*** DATA PROVIDED

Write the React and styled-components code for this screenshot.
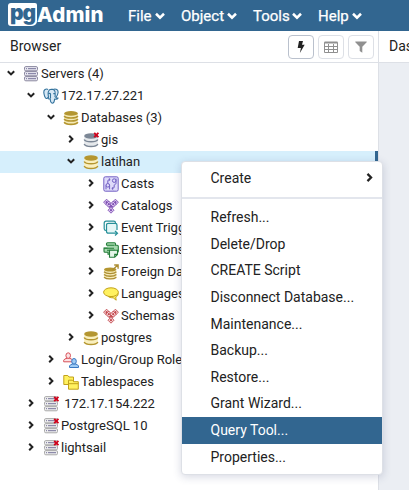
import React from "react";
import styled, { createGlobalStyle, css } from "styled-components";

const Global = createGlobalStyle`
  * { box-sizing: border-box; }
  body { margin: 0; background: #fff; font-family: Roboto, sans-serif; color: #222; overflow: hidden; }
`;

const Shell = styled.div`
  position: relative;
  display: flex;
  flex-direction: column;
  width: 409px;
  height: 490px;
  overflow: hidden;
`;
const Navbar = styled.nav`
  flex: none;
  display: flex;
  align-items: center;
  gap: 16px;
  height: 31px;
  padding-left: 8px;
  background: #326690;
  color: #fff;
`;
const Logo = styled.div`
  display: flex;
  align-items: center;
  width: 104px;
  height: 31px;
  padding-bottom: 2px;
`;
const LogoBadge = styled.span`
  flex: none;
  width: 29px;
  height: 23px;
  border-radius: 3px 2px 5px 3px;
  background: #fff;
  color: #326690;
  font: 900 21px/19px Inter, sans-serif;
  letter-spacing: -1.2px;
  text-align: center;
`;
const LogoName = styled.span`
  font: 800 20.5px/24px Inter, sans-serif;
  letter-spacing: 0.1px;
`;
const NavItem = styled.div`
  flex: none;
  display: flex;
  align-items: center;
  justify-content: space-between;
  width: ${(p) => p.$width}px;
  font-size: 15px;
  font-weight: 400;
  line-height: 30px;
  -webkit-text-stroke: 0.25px #fff;
`;
const Body = styled.div`
  flex: 1;
  display: flex;
  min-height: 0;
`;
const Browser = styled.section`
  width: 379px;
  border-right: 1px solid #dde0e6;
`;
const PanelHeader = styled.header`
  display: flex;
  align-items: center;
  height: 32px;
  padding: 0 4px 0 10px;
  border-bottom: 1px solid #dde0e6;
  background: #fff;
  font-size: 14px;
`;
const Title = styled.span`
  flex: 1;
  padding-bottom: 2px;
`;
const ToolButton = styled.button`
  display: flex;
  align-items: center;
  justify-content: center;
  width: 26px;
  height: 24px;
  margin-left: 4px;
  padding: 0;
  border: 1px solid ${(p) => (p.$active ? "#bac1cd" : "#dde0e6")};
  border-radius: 4px;
  background: #fff;
  color: ${(p) => (p.$active ? "#222" : "#909090")};
`;
const Dashboard = styled.section`
  flex: 1;
  background: #ebeef3;
  overflow: hidden;
`;
const Row = styled.div`
  display: flex;
  align-items: center;
  height: 22px;
  padding-left: ${(p) => 4 + p.$level * 20}px;
  font-size: 13px;
  white-space: pre;
  ${(p) =>
    p.$selected &&
    css`
      background: #d6effc;
      border-right: 3px solid #326690;
    `}
`;
const Caret = styled.span`
  display: flex;
  justify-content: center;
  width: 14px;
  margin: 0 5px 2px 0;
`;
const Glyph = styled.svg`
  flex: none;
  width: 16px;
  height: 16px;
  margin-right: 2px;
`;
const Label = styled.span`
  padding-bottom: 2px;
`;
const Menu = styled.div`
  position: absolute;
  left: 181px;
  top: 161px;
  width: 202px;
  height: 314px;
  padding: 3px 0;
  border: 1px solid #dde0e6;
  border-radius: 4px;
  background: #fff;
  box-shadow: 0 2px 9px rgba(50, 60, 110, 0.2);
`;
const MenuItem = styled.div`
  display: flex;
  align-items: center;
  justify-content: space-between;
  height: 26.6px;
  padding: 0 8px 1px 28.5px;
  font-size: 14px;
  line-height: 16px;
  color: ${(p) => (p.$active ? "#fff" : "#222")};
  background: ${(p) => (p.$active ? "#326690" : "transparent")};
`;
const Divider = styled.div`
  height: 2px;
  margin: 5.4px 0;
  background: #e3e6ed;
`;

const Chevron = ({ open, size = 8 }) => (
  <svg width={size} height={size} viewBox="0 0 8 8" fill="none" stroke="currentColor" strokeWidth="2">
    <path d={open ? "M.8 2.2 4 5.4 7.2 2.2" : "M2.2.8 5.4 4 2.2 7.2"} />
  </svg>
);

const Cross = () => <path d="m11.2.8 4.2 4.4M15.4.8l-4.2 4.4" stroke="#d0021b" strokeWidth="1.9" />;

const Server = ({ off }) => (
  <>
    {[1, 6, 11].map((y) => (
      <g key={y}>
        <rect x="1.5" y={y - 0.4} width="13" height="4.2" rx="1.3" fill={off ? "#eeeeee" : "#e9e8f1"} stroke={off ? "#aaa" : "#8b889f"} />
        <path d={`M3 ${y + 1.7}h1m1 0h8`} stroke="#77739a" />
      </g>
    ))}
    {off && <Cross />}
  </>
);

const Cylinder = ({ top = "#b49631", side = "#f9efbe", line = "#b49631", off }) => (
  <>
    <path d="M1.2 4v8.5c0 1.5 3 2.6 6.8 2.6s6.8-1.1 6.8-2.6V4Z" fill={side} />
    <ellipse cx="8" cy="4" rx="6.8" ry="2.7" fill={top} />
    <path
      d="M1.2 7.5c.8 1.6 3.4 2.3 6.8 2.3s6-.7 6.8-2.3M1.2 12c.8 1.9 3.4 2.6 6.8 2.6s6-.7 6.8-2.6"
      fill="none"
      stroke={line}
      strokeWidth="1.5"
    />
    {off && <Cross />}
  </>
);

const Diamonds = ({ line, fill }) => (
  <>
    {[[3.6, 4.2], [12.4, 4.2], [8, 8.2], [5.8, 6.2], [10.2, 6.2], [8, 12.2]].map(([x, y], i) => (
      <g key={i}>
        <path d={`M${x} ${y - 3}l3 3-3 3-3-3Z`} fill={fill} stroke={line} strokeWidth=".9" />
        <circle cx={x} cy={y} r="1.1" fill={line} />
      </g>
    ))}
  </>
);

const Person = ({ x, y, line, fill }) => (
  <g transform={`translate(${x} ${y})`} fill={fill} stroke={line}>
    <path d="M.5 9.5V8Q1 6.4 4 5.9h2Q9 6.4 9.5 8v1.5Z" />
    <ellipse cx="5" cy="3.3" rx="2.3" ry="2.8" />
  </g>
);

const icons = {
  servers: <Server />,
  serverOff: <Server off />,
  elephant: (
    <g fill="#d7e8f5" stroke="#34739d" strokeWidth="1.1" strokeLinejoin="round">
      <path d="M5.2 1.4C2.7.4.7 1.8.8 4.3c.1 2.5 1.3 5.8 2.5 6.2 1 .3 1.6-1 2.3-1.8" />
      <path d="M10 1.4c3-1.2 5.4.5 5.1 3.1-.2 2-1.3 4-2.3 5.2 1 .4 2 .2 2.3.3-.5 1.2-2 1.5-3.5 1.1-.2 2.3-.5 4.1-2.3 4.1-1.9 0-2-2-2.1-4.6-1 .8-2 .5-2.1-.3.8-.7.3-1.8.1-3.2-.3-2.8.3-5.8 3-5.9Z" />
      <path d="M5.3 5.9c1-.8 2-.6 2.2.2.2 1.2-.3 2.3.1 4M10.6 1.5c1.4 1.3 2 2.8 1.6 4.2-.3 1.5.5 2.4-.5 3.5M11.9 5.4l-1.6.2" fill="none" />
    </g>
  ),
  databases: (
    <>
      <path d="M1.2 4v8.5c0 1.5 3 2.6 6.8 2.6s6.8-1.1 6.8-2.6V4Z" fill="#f5eab7" />
      <ellipse cx="8" cy="3.4" rx="6.8" ry="2.4" fill="#b49631" />
      <path d="M1.2 6c.8 1.4 3.4 2 6.8 2s6-.6 6.8-2M1.2 9c.8 1.4 3.4 2 6.8 2s6-.6 6.8-2M1.2 12.2c.8 1.6 3.4 2.2 6.8 2.2s6-.6 6.8-2.2" fill="none" stroke="#b49631" strokeWidth="1.6" />
    </>
  ),
  dbOff: <Cylinder top="#7c8796" side="#e5e8eb" line="#7c8796" off />,
  db: <Cylinder />,
  casts: (
    <g fill="none" stroke="#7260c3">
      <rect x=".8" y=".8" width="14.4" height="14.4" rx="1.5" fill="#dedafa" />
      <path d="M4.8 7.2V5Q4.8 3.5 7 3.5M5.8 2.2 7.2 3.5 5.8 4.8M11.2 8.8V11q0 1.5-2.2 1.5m1.2-1.3L8.8 12.5l1.4 1.3" />
      <circle cx="4.8" cy="9.3" r="1.8" />
      <path d="M3 9.4v3.9m3.6-3.9v3.9" />
      <circle cx="11.2" cy="4.6" r="1.8" />
      <path d="M13 2.6v4.8q0 1-1.5 1" />
    </g>
  ),
  catalogs: <Diamonds line="#8050b4" fill="#dac8ef" />,
  schemas: <Diamonds line="#c34a50" fill="#f6d7d8" />,
  trigger: (
    <g fill="none" stroke="#279099" strokeWidth="1.2">
      <path d="M3.5 10.5H3a1.8 1.8 0 0 1-1.8-1.8V3A1.8 1.8 0 0 1 3 1.2h7.7a1.8 1.8 0 0 1 1.8 1.8" />
      <path d="M14 10V5a1.7 1.7 0 0 0-1.7-1.7H5.2A1.7 1.7 0 0 0 3.5 5v6.5a1.7 1.7 0 0 0 1.7 1.7H14" fill="#e4f6f6" />
      <path d="m12 11 2.5 2.2L12 15.5" />
    </g>
  ),
  extensions: (
    <g fill="#a5d8ae" stroke="#257d3a" strokeWidth="1.1">
      <path d="M3.5 3.2V1.8q0-1 1-1h7q1 0 1 1v1.4h1.8q1 0 1 1v5q0 1-1 1h-2.8v2H5v-2H2q-1 0-1-1V6h3.5" />
      <path d="M3.5 3.2h8M1 6.2h10M4 8.2h8" fill="none" />
      <path d="M6.5 8.2h8v4.2l-2.8 2.8H6.5ZM14.5 12.4h-2.8v2.8" fill="#e5f5e8" />
    </g>
  ),
  foreign: (
    <>
      <path d="M1 5.5v7.8q1.7 2 6.2 2t6.2-2V5.5Z" fill="#f5eab7" />
      <ellipse cx="7.2" cy="5.5" rx="6.2" ry="2" fill="#b49631" />
      <path d="M1 7.8q2 1.8 6.2 1.8t6.2-1.8M1 10.5q2 1.8 6.2 1.8t6.2-1.8M1 13.2q2 1.7 6.2 1.7t6.2-1.7M9.5 6 14.8 1M11.2 1h3.9v3.8" fill="none" stroke="#ad8e34" strokeWidth="1.4" />
    </>
  ),
  languages: (
    <g fill="#fff15f" stroke="#c2a21b">
      <path d="M15.2 7.5c0 2-1.2 3.1-2.5 3.7l.5 3-3-2.4c-2.2.1-4.2-.5-5.2-1.6Z" />
      <ellipse cx="8" cy="6.2" rx="7.4" ry="4.4" />
    </g>
  ),
  roles: (
    <>
      <Person x={0.2} y={0.3} line="#d84f57" fill="#fbe2e4" />
      <Person x={6} y={6} line="#3a78c2" fill="#9fccf5" />
    </>
  ),
  tablespaces: (
    <g fill="#fff15f" stroke="#c2a21b">
      <path d="M.8 10.5v-9h4l1.2 1.5h4.5v7.5Z" />
      <path d="M5.5 15.2v-9h4l1.2 1.5h4.6v7.5ZM5.5 9.7h9.7" />
    </g>
  ),
};

const nodes = [
  [0, true, "servers", "Servers (4)"],
  [1, true, "elephant", "172.17.27.221"],
  [2, true, "databases", "Databases (3)"],
  [3, false, "dbOff", "gis"],
  [3, true, "db", "latihan", true],
  [4, false, "casts", "Casts"],
  [4, false, "catalogs", "Catalogs"],
  [4, false, "trigger", "Event Trigg"],
  [4, false, "extensions", "Extensions"],
  [4, false, "foreign", "Foreign Da"],
  [4, false, "languages", "Languages"],
  [4, false, "schemas", "Schemas"],
  [3, false, "db", "postgres"],
  [2, false, "roles", "Login/Group Role"],
  [2, false, "tablespaces", "Tablespaces"],
  [1, false, "serverOff", " 172.17.154.222"],
  [1, false, "serverOff", "PostgreSQL 10"],
  [1, false, "serverOff", "lightsail"],
];

const actions = [
  "Refresh...",
  "Delete/Drop",
  "CREATE Script",
  "Disconnect Database...",
  "Maintenance...",
  "Backup...",
  "Restore...",
  "Grant Wizard...",
  "Query Tool...",
  "Properties...",
];

export default function App() {
  return (
    <Shell>
      <Global />
      <Navbar>
        <Logo>
          <LogoBadge>pg</LogoBadge>
          <LogoName>Admin</LogoName>
        </Logo>
        {[["File", 37], ["Object", 56], ["Tools", 49], ["Help", 44]].map(([label, width]) => (
          <NavItem key={label} $width={width}>
            {label}
            <Chevron open size={10} />
          </NavItem>
        ))}
      </Navbar>
      <Body>
        <Browser>
          <PanelHeader>
            <Title>Browser</Title>
            <ToolButton $active aria-label="Query tool">
              <svg width="8" height="12" viewBox="0 0 8 12" fill="currentColor">
                <path d="M2 0h4L5 3.8h2.7L2.9 12l1-5H.7Z" />
              </svg>
            </ToolButton>
            <ToolButton aria-label="View data">
              <svg width="14" height="12" viewBox="0 0 14 12" fill="none" stroke="currentColor">
                <path d="M.5 1.5h13v10H.5ZM.5 5.5h13M.5 8.5h13M4.5 3v8.5M9.5 3v8.5" />
                <path d="M.5 1.5h13" strokeWidth="2" />
              </svg>
            </ToolButton>
            <ToolButton aria-label="Filtered rows">
              <svg width="12" height="12" viewBox="0 0 12 12" fill="currentColor">
                <path d="M.3.5h11.4v.8L7.3 5.8v6L4.7 9.9V5.8L.3 1.3Z" />
              </svg>
            </ToolButton>
          </PanelHeader>
          {nodes.map(([level, open, icon, label, selected]) => (
            <Row key={label} $level={level} $selected={selected}>
              <Caret>
                <Chevron open={open} />
              </Caret>
              <Glyph viewBox="0 0 16 16">{icons[icon]}</Glyph>
              <Label>{label}</Label>
            </Row>
          ))}
        </Browser>
        <Dashboard>
          <PanelHeader>
            <Title>Das</Title>
          </PanelHeader>
        </Dashboard>
      </Body>
      <Menu>
        <MenuItem>
          Create
          <Chevron size={9} />
        </MenuItem>
        <Divider />
        {actions.map((label) => (
          <MenuItem key={label} $active={label === "Query Tool..."}>
            {label}
          </MenuItem>
        ))}
      </Menu>
    </Shell>
  );
}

******

» TASK DIRECTIONS
Within the listing, how many lines hold the word "components"? Only the number is to be given.

» ANSWER FOR THE TASK
2